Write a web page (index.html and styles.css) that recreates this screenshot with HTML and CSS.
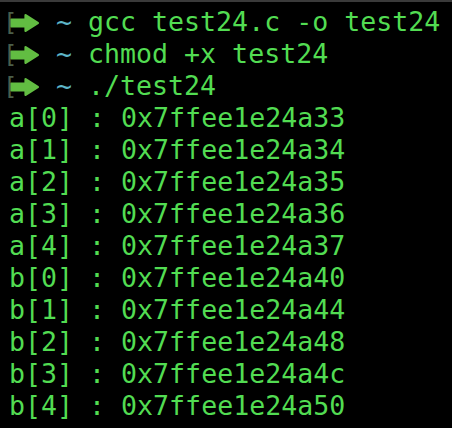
FILE: index.html
```html
<!DOCTYPE html>
<html>
<head>
<meta charset="utf-8">
<link rel="stylesheet" href="styles.css">
</head>
<body>
<div class="term">
  <div class="line prompt"><span class="mark">[</span><svg class="arrow" viewBox="0 0 28 18"><path d="M2 6 H15 V2 L26 9 L15 16 V12 H2 Z"/></svg><span class="tilde">~</span> gcc test24.c -o test24</div>
  <div class="line prompt"><span class="mark">[</span><svg class="arrow" viewBox="0 0 28 18"><path d="M2 6 H15 V2 L26 9 L15 16 V12 H2 Z"/></svg><span class="tilde">~</span> chmod +x test24</div>
  <div class="line prompt"><span class="mark">[</span><svg class="arrow" viewBox="0 0 28 18"><path d="M2 6 H15 V2 L26 9 L15 16 V12 H2 Z"/></svg><span class="tilde">~</span> ./test24</div>
  <div class="line">a[0] : 0x7ffee1e24a33</div>
  <div class="line">a[1] : 0x7ffee1e24a34</div>
  <div class="line">a[2] : 0x7ffee1e24a35</div>
  <div class="line">a[3] : 0x7ffee1e24a36</div>
  <div class="line">a[4] : 0x7ffee1e24a37</div>
  <div class="line">b[0] : 0x7ffee1e24a40</div>
  <div class="line">b[1] : 0x7ffee1e24a44</div>
  <div class="line">b[2] : 0x7ffee1e24a48</div>
  <div class="line">b[3] : 0x7ffee1e24a4c</div>
  <div class="line">b[4] : 0x7ffee1e24a50</div>
</div>
</body>
</html>
```
FILE: styles.css
```css
html, body {
  margin: 0;
  padding: 0;
  background: #000;
}
.term {
  width: 452px;
  height: 428px;
  box-sizing: border-box;
  border-top: 2px solid #3a3a3a;
  padding: 4px 0 0 9px;
  background: #000;
  font-family: "DejaVu Sans Mono", monospace;
  font-size: 26.6px;
  line-height: 32px;
  color: #52dc52;
  overflow: hidden;
}
.line {
  height: 32px;
  position: relative;
  white-space: pre;
}
.mark {
  position: absolute;
  left: -6px;
  top: 1px;
  color: #4a5e4a;
  font-size: 24px;
}
.arrow {
  display: inline-block;
  width: 31px;
  height: 20px;
  margin-left: 0;
  margin-right: 16px;
  vertical-align: -2px;
}
.arrow path {
  fill: #62bd42;
  stroke: #62bd42;
  stroke-width: 2.2;
  stroke-linejoin: round;
}
.tilde {
  color: #5db6c8;
}
```
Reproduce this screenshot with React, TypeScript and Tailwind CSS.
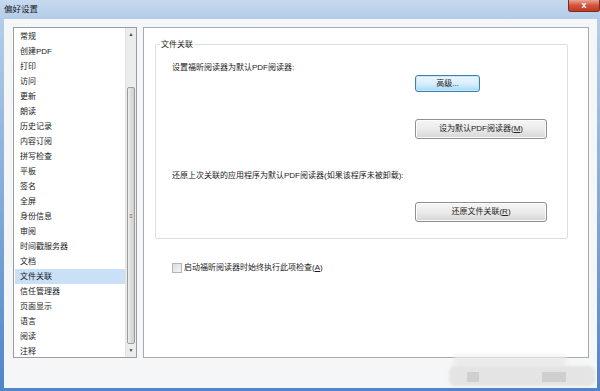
import React from 'react';

const items = [
  '常规', '创建PDF', '打印', '访问', '更新', '朗读', '历史记录', '内容订阅', '拼写检查', '平板', '签名',
  '全屏', '身份信息', '审阅', '时间戳服务器', '文档', '文件关联', '信任管理器', '页面显示', '语言', '阅读', '注释',
];

const font = { fontFamily: '"Liberation Sans", "Noto Sans CJK SC", sans-serif' };

function Btn({ label, hot, w, h }: { label: React.ReactNode; hot?: boolean; w: string; h: string }) {
  return (
    <div
      className={`${w} ${h} flex items-center justify-center rounded-[3px] border text-[8px] text-[#222] ${
        hot
          ? 'border-[#3c7fb1] bg-gradient-to-b from-[#eaf6fd] via-[#d9f0fc] to-[#a7d9f5] shadow-[inset_0_0_0_1px_#c8e6f8]'
          : 'border-[#8e8f8f] bg-gradient-to-b from-[#f6f6f6] via-[#ebebeb] to-[#d6d6d6] shadow-[inset_0_0_0_1px_#fcfcfc]'
      }`}
    >
      {label}
    </div>
  );
}

export default function App() {
  return (
    <div className="w-[600px] h-[391px] flex flex-col bg-gradient-to-b from-[#b9d1ea] to-[#4f85c9] overflow-hidden" style={font}>
      {/* title bar */}
      <div className="h-[19px] flex items-start justify-between bg-gradient-to-b from-[#c6daef] to-[#b3cce8]">
        <span className="pl-[4px] pt-[4px] text-[8.5px] leading-[10px] text-[#1b1b1b]">偏好设置</span>
        <div className="w-[32px] h-[12px] rounded-b-[3px] border border-t-0 border-[#7a2a22] bg-gradient-to-b from-[#e8a493] via-[#d2533b] to-[#c0391f] flex items-center justify-center text-white text-[9px] font-bold leading-none">
          x
        </div>
      </div>

      {/* body */}
      <div className="flex-1 ml-[4px] mr-[3px] mb-[3px] bg-[#f5f6f7] flex flex-col">
        <div className="flex pt-[8px] pl-[9px]">
          {/* category list */}
          <div className="w-[124px] h-[331px] border border-[#9c9c9c] bg-white flex">
            <div className="flex-1 pt-[1px]">
              {items.map((t) => (
                <div
                  key={t}
                  className={`h-[15px] ml-[1px] pl-[5px] flex items-center text-[8px] text-[#1a1a1a] ${
                    t === '文件关联' ? 'bg-[#c9e0f7]' : ''
                  }`}
                >
                  {t}
                </div>
              ))}
            </div>
            {/* scrollbar */}
            <div className="w-[11px] bg-[#ececec] border-l border-[#e2e2e2] flex flex-col items-center">
              <div className="h-[14px] flex items-center justify-center text-[5px] text-[#444]">▲</div>
              <div className="flex-1 w-full pt-[45px] pb-[1px] px-[1px] flex flex-col">
                <div className="flex-1 rounded-[2px] border border-[#9b9b9b] bg-gradient-to-r from-[#eeeeee] via-[#dcdcdc] to-[#cfcfcf] flex items-center justify-center">
                  <span className="text-[6px] leading-none text-[#666]">≡</span>
                </div>
              </div>
              <div className="h-[12px] flex items-center justify-center text-[5px] text-[#444]">▼</div>
            </div>
          </div>

          {/* right panel */}
          <div className="ml-[6px] w-[446px] h-[331px] border border-[#a9a9a9] bg-white pl-[11px] pt-[16px]">
            <div className="relative w-[413px] h-[195px] border border-[#dadfe3] rounded-[2px] pl-[16px] pt-[18px]">
              <span className="absolute -top-[6px] left-[4px] bg-white px-[1px] text-[8px] leading-[11px] text-[#1a1a1a]">文件关联</span>
              <div className="text-[8px] leading-[10px] text-[#1a1a1a]">设置福昕阅读器为默认PDF阅读器:</div>
              <div className="ml-[243px] mt-[2px]">
                <Btn label="高级..." hot w="w-[65px]" h="h-[17px]" />
              </div>
              <div className="ml-[243px] mt-[27px]">
                <Btn label={<span>设为默认PDF阅读器(<u>M</u>)</span>} w="w-[132px]" h="h-[20px]" />
              </div>
              <div className="mt-[32px] text-[8px] leading-[10px] text-[#1a1a1a]">
                还原上次关联的应用程序为默认PDF阅读器(如果该程序未被卸载):
              </div>
              <div className="ml-[243px] mt-[21px]">
                <Btn label={<span>还原文件关联(<u>R</u>)</span>} w="w-[132px]" h="h-[20px]" />
              </div>
            </div>
            <div className="flex items-center mt-[24px] ml-[17px]">
              <div className="w-[10px] h-[10px] border border-[#b5b5b5] bg-gradient-to-br from-[#dcdcdc] to-[#f4f4f4]" />
              <span className="ml-[2px] text-[8px] leading-[10px] text-[#1a1a1a]">
                启动福昕阅读器时始终执行此项检查(<u>A</u>)
              </span>
            </div>
          </div>
        </div>

        {/* bottom buttons (obscured) */}
        <div className="flex-1 flex justify-end items-end pr-[2px] pb-[2px]">
          <div className="relative w-[146px] h-[20px]">
            <div className="absolute -top-[10px] left-[5px] w-[112px] h-[12px] bg-[#ebebeb] blur-[2px]" />
            <div className="absolute inset-0 rounded-[6px] bg-[#e4e4e4] blur-[1px]" />
            <div className="absolute top-[6px] left-[18px] w-[12px] h-[10px] bg-[#cfcfcf]" />
            <div className="absolute top-[6px] left-[93px] w-[24px] h-[10px] bg-[#cfcfcf]" />
          </div>
        </div>
      </div>
    </div>
  );
}
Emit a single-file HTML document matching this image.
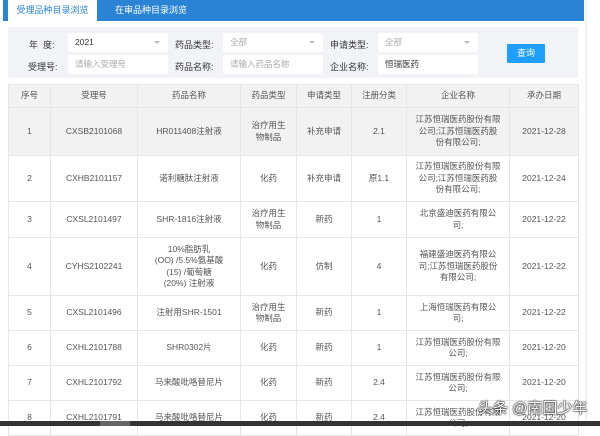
<!DOCTYPE html>
<html><head><meta charset="utf-8"><style>
*{margin:0;padding:0;box-sizing:border-box}
body{width:600px;height:426px;overflow:hidden;background:#fff;font-family:"Liberation Sans","Noto Sans CJK SC",sans-serif;font-size:8.5px;color:#555;position:relative}
.bar{position:absolute;left:3px;top:0;width:581px;height:21px;background:#2a83d5}
.tab{position:absolute;top:0;height:21px;line-height:21px;font-size:9px;color:#fff}
.tab.a{left:8px;width:89px;background:#fff;color:#2a83d5;text-align:center}
.filt{position:absolute;left:8px;top:27px;width:570px;height:51px;background:#f2f3f6}
.lb{position:absolute;font-size:9px;color:#333}
.in{position:absolute;width:100px;height:19px;background:#fff;border-radius:2px;font-size:8.5px;line-height:19px;padding-left:7px;color:#333}
.in.p{color:#aaa}
.in .ar{position:absolute;right:8px;top:8px;border-left:3.5px solid transparent;border-right:3.5px solid transparent;border-top:3.5px solid #bbb}
.btn{position:absolute;width:38px;height:19px;background:#1e9fff;color:#fff;font-size:9px;text-align:center;line-height:19px;border-radius:1px}
table{position:absolute;left:8px;top:84px;width:570px;border-collapse:collapse;table-layout:fixed}
td,th{border:1px solid #e6e6e6;text-align:center;font-weight:normal;font-size:8.5px;line-height:11.5px;padding:0;color:#555;white-space:nowrap}
th{background:#f2f2f2;height:23px}
tr.g td{background:#f2f2f2}
.sb{position:absolute;left:0;top:421px;width:600px;height:5px;background:#333}
.sb i{position:absolute;left:100px;top:0;width:30px;height:5px;background:#666}
.vl{position:absolute;left:585px;top:0;width:2px;height:421px;background:#eef1f5}
.wm{position:absolute;left:478px;top:397px;font-size:15px;color:#fff;text-shadow:0 0 2px #333,0 0 1px #000,0 0 1px #000}
</style></head><body>
<div class="bar"></div>
<div class="tab a">受理品种目录浏览</div>
<div class="tab" style="left:115px">在审品种目录浏览</div>
<div class="vl"></div>
<div class="filt"></div>
<div class="lb" style="left:29px;top:38px">年&nbsp;&nbsp;度:</div>
<div class="in" style="left:68px;top:33px">2021<span class="ar"></span></div>
<div class="lb" style="left:175px;top:38px">药品类型:</div>
<div class="in p" style="left:223px;top:33px">全部<span class="ar"></span></div>
<div class="lb" style="left:330px;top:38px">申请类型:</div>
<div class="in p" style="left:378px;top:33px">全部<span class="ar"></span></div>
<div class="lb" style="left:28px;top:60px">受理号:</div>
<div class="in p" style="left:68px;top:55px">请输入受理号</div>
<div class="lb" style="left:175px;top:60px">药品名称:</div>
<div class="in p" style="left:223px;top:55px">请输入药品名称</div>
<div class="lb" style="left:330px;top:60px">企业名称:</div>
<div class="in" style="left:378px;top:55px">恒瑞医药</div>
<div class="btn" style="left:507px;top:44px">查询</div>
<table>
<colgroup><col style="width:42px"><col style="width:87px"><col style="width:103px"><col style="width:56px"><col style="width:55px"><col style="width:55px"><col style="width:103px"><col style="width:69px"></colgroup>
<tr><th>序号</th><th>受理号</th><th>药品名称</th><th>药品类型</th><th>申请类型</th><th>注册分类</th><th>企业名称</th><th>承办日期</th></tr>
<tr class="g" style="height:48px"><td>1</td><td>CXSB2101068</td><td>HR011408注射液</td><td>治疗用生<br>物制品</td><td>补充申请</td><td>2.1</td><td>江苏恒瑞医药股份有限<br>公司;江苏恒瑞医药股<br>份有限公司;</td><td>2021-12-28</td></tr>
<tr style="height:46px"><td>2</td><td>CXHB2101157</td><td>诺利糖肽注射液</td><td>化药</td><td>补充申请</td><td>原1.1</td><td>江苏恒瑞医药股份有限<br>公司;江苏恒瑞医药股<br>份有限公司;</td><td>2021-12-24</td></tr>
<tr style="height:36px"><td>3</td><td>CXSL2101497</td><td>SHR-1816注射液</td><td>治疗用生<br>物制品</td><td>新药</td><td>1</td><td>北京盛迪医药有限公<br>司;</td><td>2021-12-22</td></tr>
<tr style="height:58px"><td>4</td><td>CYHS2102241</td><td>10%脂肪乳<br>(OO) /5.5%氨基酸<br>(15) /葡萄糖<br>(20%) 注射液</td><td>化药</td><td>仿制</td><td>4</td><td>福建盛迪医药有限公<br>司;江苏恒瑞医药股份<br>有限公司;</td><td>2021-12-22</td></tr>
<tr style="height:35px"><td>5</td><td>CXSL2101496</td><td>注射用SHR-1501</td><td>治疗用生<br>物制品</td><td>新药</td><td>1</td><td>上海恒瑞医药有限公<br>司;</td><td>2021-12-22</td></tr>
<tr style="height:35px"><td>6</td><td>CXHL2101788</td><td>SHR0302片</td><td>化药</td><td>新药</td><td>1</td><td>江苏恒瑞医药股份有限<br>公司;</td><td>2021-12-20</td></tr>
<tr style="height:35px"><td>7</td><td>CXHL2101792</td><td>马来酸吡咯替尼片</td><td>化药</td><td>新药</td><td>2.4</td><td>江苏恒瑞医药股份有限<br>公司;</td><td>2021-12-20</td></tr>
<tr style="height:35px"><td>8</td><td>CXHL2101791</td><td>马来酸吡咯替尼片</td><td>化药</td><td>新药</td><td>2.4</td><td>江苏恒瑞医药股份有限<br>公司;</td><td>2021-12-20</td></tr>
</table>
<div class="sb"><i></i></div>
<div class="wm">头条 @南国少年</div>
</body></html>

****************************************

## Aim of the exercise
Repeat the records above exactly, from the first line through the line that contains "import React from 'react';", and leave out the pictures.

## Response below
Write a web page (index.html and styles.css) that recreates this screenshot with HTML and CSS.
FILE: index.html
```html
<!DOCTYPE html>
<html>
<head>
<meta charset="utf-8">
<link rel="stylesheet" href="styles.css">
</head>
<body>
<div class="term">
  <div class="line prompt"><span class="mark">[</span><svg class="arrow" viewBox="0 0 28 18"><path d="M2 6 H15 V2 L26 9 L15 16 V12 H2 Z"/></svg><span class="tilde">~</span> gcc test24.c -o test24</div>
  <div class="line prompt"><span class="mark">[</span><svg class="arrow" viewBox="0 0 28 18"><path d="M2 6 H15 V2 L26 9 L15 16 V12 H2 Z"/></svg><span class="tilde">~</span> chmod +x test24</div>
  <div class="line prompt"><span class="mark">[</span><svg class="arrow" viewBox="0 0 28 18"><path d="M2 6 H15 V2 L26 9 L15 16 V12 H2 Z"/></svg><span class="tilde">~</span> ./test24</div>
  <div class="line">a[0] : 0x7ffee1e24a33</div>
  <div class="line">a[1] : 0x7ffee1e24a34</div>
  <div class="line">a[2] : 0x7ffee1e24a35</div>
  <div class="line">a[3] : 0x7ffee1e24a36</div>
  <div class="line">a[4] : 0x7ffee1e24a37</div>
  <div class="line">b[0] : 0x7ffee1e24a40</div>
  <div class="line">b[1] : 0x7ffee1e24a44</div>
  <div class="line">b[2] : 0x7ffee1e24a48</div>
  <div class="line">b[3] : 0x7ffee1e24a4c</div>
  <div class="line">b[4] : 0x7ffee1e24a50</div>
</div>
</body>
</html>
```
FILE: styles.css
```css
html, body {
  margin: 0;
  padding: 0;
  background: #000;
}
.term {
  width: 452px;
  height: 428px;
  box-sizing: border-box;
  border-top: 2px solid #3a3a3a;
  padding: 4px 0 0 9px;
  background: #000;
  font-family: "DejaVu Sans Mono", monospace;
  font-size: 26.6px;
  line-height: 32px;
  color: #52dc52;
  overflow: hidden;
}
.line {
  height: 32px;
  position: relative;
  white-space: pre;
}
.mark {
  position: absolute;
  left: -6px;
  top: 1px;
  color: #4a5e4a;
  font-size: 24px;
}
.arrow {
  display: inline-block;
  width: 31px;
  height: 20px;
  margin-left: 0;
  margin-right: 16px;
  vertical-align: -2px;
}
.arrow path {
  fill: #62bd42;
  stroke: #62bd42;
  stroke-width: 2.2;
  stroke-linejoin: round;
}
.tilde {
  color: #5db6c8;
}
```
Reproduce this screenshot with React, TypeScript and Tailwind CSS.
import React from 'react';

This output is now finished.